In this notebook data generated from this [kernel](https://www.kaggle.com/keremt/fastai-feature-engineering-part1-6160-feats/) is used during modeling. Data can also be found as a Kaggle [dataset](https://www.kaggle.com/keremt/dsbowl2019-feng-part1).
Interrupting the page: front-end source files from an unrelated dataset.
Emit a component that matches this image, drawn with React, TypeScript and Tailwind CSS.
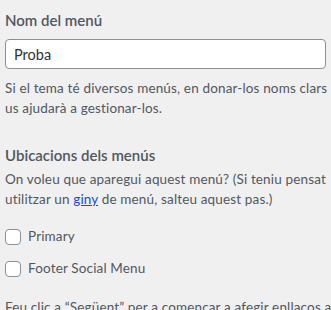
import React from 'react';

const locations = ['Primary', 'Footer Social Menu'];

export default function App() {
  return (
    <div className="w-[331px] h-[310px] overflow-hidden bg-[#f0f0f1] px-[5px] pt-[8px] text-[#50575e] font-['Lato',sans-serif]">
      <label className="block text-[15px] leading-[24px] font-semibold text-[#50575e]">Nom del menú</label>
      <input
        type="text"
        defaultValue="Proba"
        className="mt-[7px] block w-full h-[30px] rounded-[4px] border border-[#8c8f94] bg-white px-[8px] text-[14.5px] text-[#2c3338] outline-none font-['Lato',sans-serif]"
      />
      <p className="mt-[10px] text-[13.5px] leading-[19.5px] tracking-[0.15px] whitespace-nowrap">
        Si el tema té diversos menús, en donar-los noms clars
        <br />
        us ajudarà a gestionar-los.
      </p>

      <h3 className="mt-[25px] text-[15px] leading-[24px] font-semibold">Ubicacions dels menús</h3>
      <p className="mt-[3px] text-[13.5px] leading-[19.5px] tracking-[0.15px] whitespace-nowrap">
        On voleu que aparegui aquest menú? (Si teniu pensat
        <br />
        utilitzar un <a href="#" className="text-[#2145e6] underline">giny</a> de menú, salteu aquest pas.)
      </p>

      <ul className="mt-[18px] flex flex-col gap-[12px]">
        {locations.map((name) => (
          <li key={name} className="flex items-center gap-[7px] h-[20px]">
            <span className="block w-[16px] h-[16px] rounded-[4px] border border-[#8c8f94] bg-white" />
            <span className="text-[13.5px] leading-[19.5px] tracking-[0.15px]">{name}</span>
          </li>
        ))}
      </ul>

      <p className="mt-[19px] text-[13.5px] leading-[19.5px] tracking-[0.15px] whitespace-nowrap">
        Feu clic a “Següent” per a començar a afegir enllaços al
        <br />
        vostre menú nou.
      </p>
    </div>
  );
}
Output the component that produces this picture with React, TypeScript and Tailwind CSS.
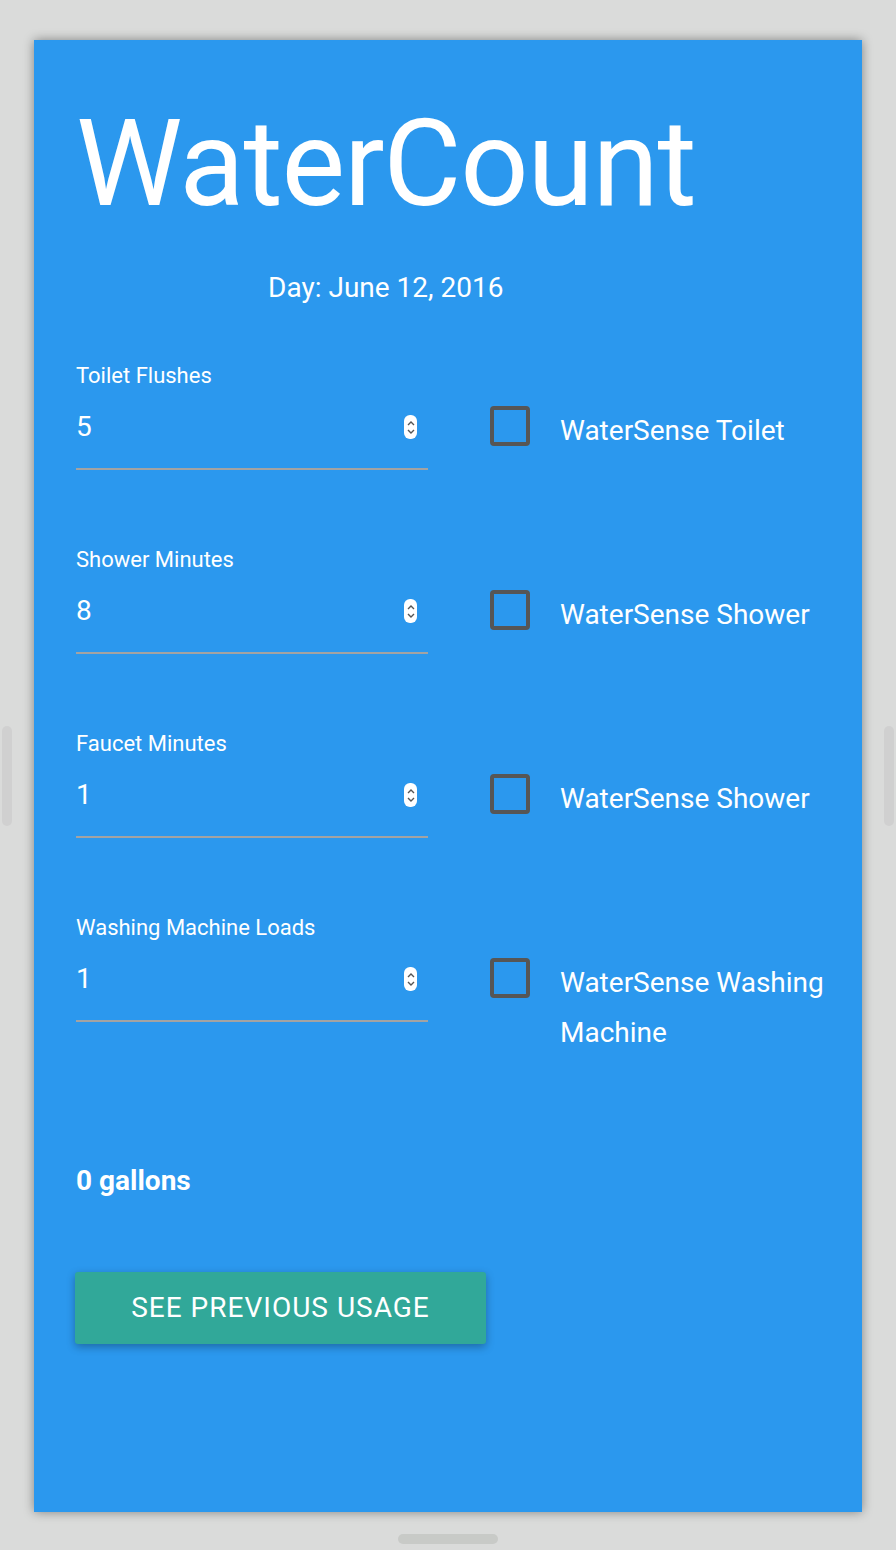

This notebook is part 1 of series of notebooks that will model data from corresponding feature engineering kernels as we keep adding hopefully some creative features :)

**Important Note:** Feature generation for test data will happen online since private test set is not publicly available for precomputation!

This notebook will give a LB around: 0.506 (score can vary but it's solely for baseline purposes)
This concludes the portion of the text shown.